Can anybody guess what the number of ‘safe houses’ is in Balochistan? Does anyone know
how many Baloch are languishing in each ‘safe house’? Why can one not know? Are these
places out of bounds of Pakistan? The existence of ‘safe houses’ is a great insult to the
slogans of democracy and human rights. The Baloch are bristling with anger and
indignation at the inhuman treatment meted out to them in ‘safe houses’. It may be possible
that a period of respite visit the Baloch when the ‘safe houses’ in Balochistan outnumber
those that were constructed in East Pakistan before 1971.
The question is, does the existence of ‘safe houses’ offer a guarantee of the unity of the
federation? Can these ‘safe houses’ protect Pakistan from (further) disintegration? If the
answer is in the affirmative, seek copy rights of that idea by getting ‘your’ name registered
against it before someone else claims the same.

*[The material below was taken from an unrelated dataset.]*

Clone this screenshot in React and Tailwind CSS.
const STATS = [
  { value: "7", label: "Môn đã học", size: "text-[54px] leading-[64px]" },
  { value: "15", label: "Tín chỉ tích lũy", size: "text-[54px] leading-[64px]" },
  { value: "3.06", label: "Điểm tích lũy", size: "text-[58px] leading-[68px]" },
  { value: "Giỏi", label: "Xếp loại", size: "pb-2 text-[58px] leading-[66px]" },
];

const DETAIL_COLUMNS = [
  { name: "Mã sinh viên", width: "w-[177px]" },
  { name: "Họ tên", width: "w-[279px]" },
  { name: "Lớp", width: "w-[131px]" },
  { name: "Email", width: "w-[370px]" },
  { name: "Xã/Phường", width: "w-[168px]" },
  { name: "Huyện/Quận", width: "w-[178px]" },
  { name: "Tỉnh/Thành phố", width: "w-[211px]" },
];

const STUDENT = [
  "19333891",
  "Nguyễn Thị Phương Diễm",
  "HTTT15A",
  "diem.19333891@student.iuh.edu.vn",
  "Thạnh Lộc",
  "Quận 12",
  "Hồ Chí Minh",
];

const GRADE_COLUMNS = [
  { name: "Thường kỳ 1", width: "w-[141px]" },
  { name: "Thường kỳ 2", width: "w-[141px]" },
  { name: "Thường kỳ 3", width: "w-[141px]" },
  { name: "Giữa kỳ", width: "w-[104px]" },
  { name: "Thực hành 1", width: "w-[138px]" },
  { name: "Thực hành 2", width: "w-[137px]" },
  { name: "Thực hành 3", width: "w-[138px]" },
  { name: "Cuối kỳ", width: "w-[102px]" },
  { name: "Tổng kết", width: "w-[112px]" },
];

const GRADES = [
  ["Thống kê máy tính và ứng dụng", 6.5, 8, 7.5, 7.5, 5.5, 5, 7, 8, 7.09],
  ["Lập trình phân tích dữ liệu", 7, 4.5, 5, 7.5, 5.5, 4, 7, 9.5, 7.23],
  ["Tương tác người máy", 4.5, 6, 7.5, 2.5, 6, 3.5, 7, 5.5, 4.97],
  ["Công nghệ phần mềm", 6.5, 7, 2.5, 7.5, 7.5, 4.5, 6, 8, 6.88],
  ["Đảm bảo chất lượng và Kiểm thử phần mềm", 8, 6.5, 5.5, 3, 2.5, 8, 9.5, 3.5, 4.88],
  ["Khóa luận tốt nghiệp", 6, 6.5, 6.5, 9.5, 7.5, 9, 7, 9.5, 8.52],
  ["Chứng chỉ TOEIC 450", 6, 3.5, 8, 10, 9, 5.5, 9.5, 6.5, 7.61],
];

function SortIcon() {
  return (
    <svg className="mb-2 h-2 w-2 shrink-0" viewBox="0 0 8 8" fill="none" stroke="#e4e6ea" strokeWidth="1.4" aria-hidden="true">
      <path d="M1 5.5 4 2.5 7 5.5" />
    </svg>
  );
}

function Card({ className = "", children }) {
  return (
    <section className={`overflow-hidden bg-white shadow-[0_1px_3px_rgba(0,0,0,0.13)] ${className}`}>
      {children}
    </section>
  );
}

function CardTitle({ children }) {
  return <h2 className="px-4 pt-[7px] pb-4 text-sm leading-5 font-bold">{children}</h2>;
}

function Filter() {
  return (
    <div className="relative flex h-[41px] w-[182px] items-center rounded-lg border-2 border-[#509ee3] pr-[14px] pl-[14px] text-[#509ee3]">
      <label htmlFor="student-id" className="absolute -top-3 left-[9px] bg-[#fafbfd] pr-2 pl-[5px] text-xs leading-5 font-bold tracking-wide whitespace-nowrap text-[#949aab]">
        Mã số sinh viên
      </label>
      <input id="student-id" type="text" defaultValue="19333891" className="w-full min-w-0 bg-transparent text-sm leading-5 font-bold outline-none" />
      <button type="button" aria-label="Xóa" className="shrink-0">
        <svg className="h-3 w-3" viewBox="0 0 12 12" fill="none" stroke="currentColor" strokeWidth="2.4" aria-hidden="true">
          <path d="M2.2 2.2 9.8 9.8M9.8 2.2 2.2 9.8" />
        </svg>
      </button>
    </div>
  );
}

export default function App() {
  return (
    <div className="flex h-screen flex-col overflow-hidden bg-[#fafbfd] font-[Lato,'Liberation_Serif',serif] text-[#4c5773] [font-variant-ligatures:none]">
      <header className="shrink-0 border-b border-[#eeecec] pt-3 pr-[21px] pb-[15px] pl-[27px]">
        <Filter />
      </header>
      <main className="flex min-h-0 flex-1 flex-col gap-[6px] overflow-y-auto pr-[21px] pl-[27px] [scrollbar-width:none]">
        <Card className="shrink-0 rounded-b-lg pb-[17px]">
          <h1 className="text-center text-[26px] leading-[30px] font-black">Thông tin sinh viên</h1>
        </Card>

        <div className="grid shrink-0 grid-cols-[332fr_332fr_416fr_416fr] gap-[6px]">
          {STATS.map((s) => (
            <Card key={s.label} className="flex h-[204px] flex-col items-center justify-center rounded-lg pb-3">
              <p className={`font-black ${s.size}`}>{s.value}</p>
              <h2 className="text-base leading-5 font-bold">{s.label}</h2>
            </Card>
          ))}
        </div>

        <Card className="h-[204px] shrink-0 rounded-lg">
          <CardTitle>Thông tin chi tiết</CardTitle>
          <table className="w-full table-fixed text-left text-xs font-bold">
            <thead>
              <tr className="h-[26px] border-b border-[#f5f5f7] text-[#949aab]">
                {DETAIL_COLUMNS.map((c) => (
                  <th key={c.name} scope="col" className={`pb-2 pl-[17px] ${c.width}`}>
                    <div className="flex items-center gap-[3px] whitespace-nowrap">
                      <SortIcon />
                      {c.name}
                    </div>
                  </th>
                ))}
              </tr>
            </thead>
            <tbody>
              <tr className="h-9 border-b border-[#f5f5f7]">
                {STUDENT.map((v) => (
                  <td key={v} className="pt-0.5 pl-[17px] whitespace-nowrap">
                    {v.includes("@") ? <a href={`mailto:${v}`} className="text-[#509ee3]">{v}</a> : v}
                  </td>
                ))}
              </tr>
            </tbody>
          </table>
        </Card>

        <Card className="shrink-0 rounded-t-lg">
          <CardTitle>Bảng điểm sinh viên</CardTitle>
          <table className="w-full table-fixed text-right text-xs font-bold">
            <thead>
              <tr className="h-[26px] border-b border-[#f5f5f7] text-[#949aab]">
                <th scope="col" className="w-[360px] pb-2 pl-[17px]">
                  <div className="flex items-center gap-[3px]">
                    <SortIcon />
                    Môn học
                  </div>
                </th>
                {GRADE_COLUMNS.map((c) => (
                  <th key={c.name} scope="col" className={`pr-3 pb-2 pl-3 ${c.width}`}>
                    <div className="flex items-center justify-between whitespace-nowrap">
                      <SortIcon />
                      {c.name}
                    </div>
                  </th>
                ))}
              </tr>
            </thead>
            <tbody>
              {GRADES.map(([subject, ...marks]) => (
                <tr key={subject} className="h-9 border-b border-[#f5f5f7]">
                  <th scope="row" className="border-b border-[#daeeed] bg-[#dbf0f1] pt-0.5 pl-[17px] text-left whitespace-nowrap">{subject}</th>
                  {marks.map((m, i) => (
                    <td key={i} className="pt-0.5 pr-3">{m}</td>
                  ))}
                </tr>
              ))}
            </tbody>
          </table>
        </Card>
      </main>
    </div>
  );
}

The other day, Nawaz Sharif visited Quetta and gave a call for holding an All Parties
Conference (APC) on Balochistan. His initiative needs to be appreciated. Other political
parties are giving their consent to attend the APC.

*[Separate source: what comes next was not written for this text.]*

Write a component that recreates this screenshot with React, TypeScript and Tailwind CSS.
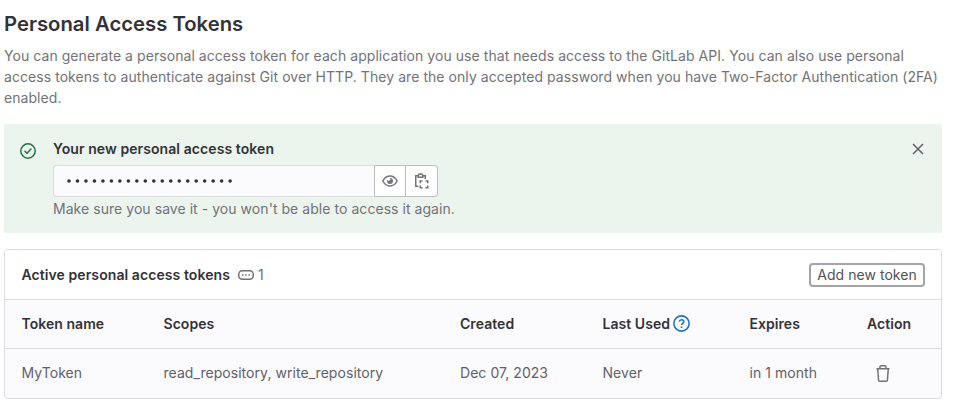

By providing provincial autonomy to all provinces including Balochistan, parliament did a
great but half of the job. The existence of ‘safe houses’ in Balochistan and illegal detention
of the Baloch there means that the rest of the job is yet to be done. Balochistan is yet to be
liberated from the clutches of the institution of defence which falls within the purview of the
Centre. Hence, the question is, will politicians make a concerted effort to dismantle the ‘safe
houses’ and set the Baloch (rotting there) free?
The second major challenge to the APC will be to bridge the trust deficit of the Baloch in the
federation by devising ways to recover the missing persons and make the Baloch forget the
dead. The APC should also invite the Baloch dissidents and nationalists such as Khair
Bukhsh Marri to attend the APC to make it as representative and fruitful as possible. The
Baloch should be offered a sense of participation and they should be given a free hand to
play a role in the decision making of their province.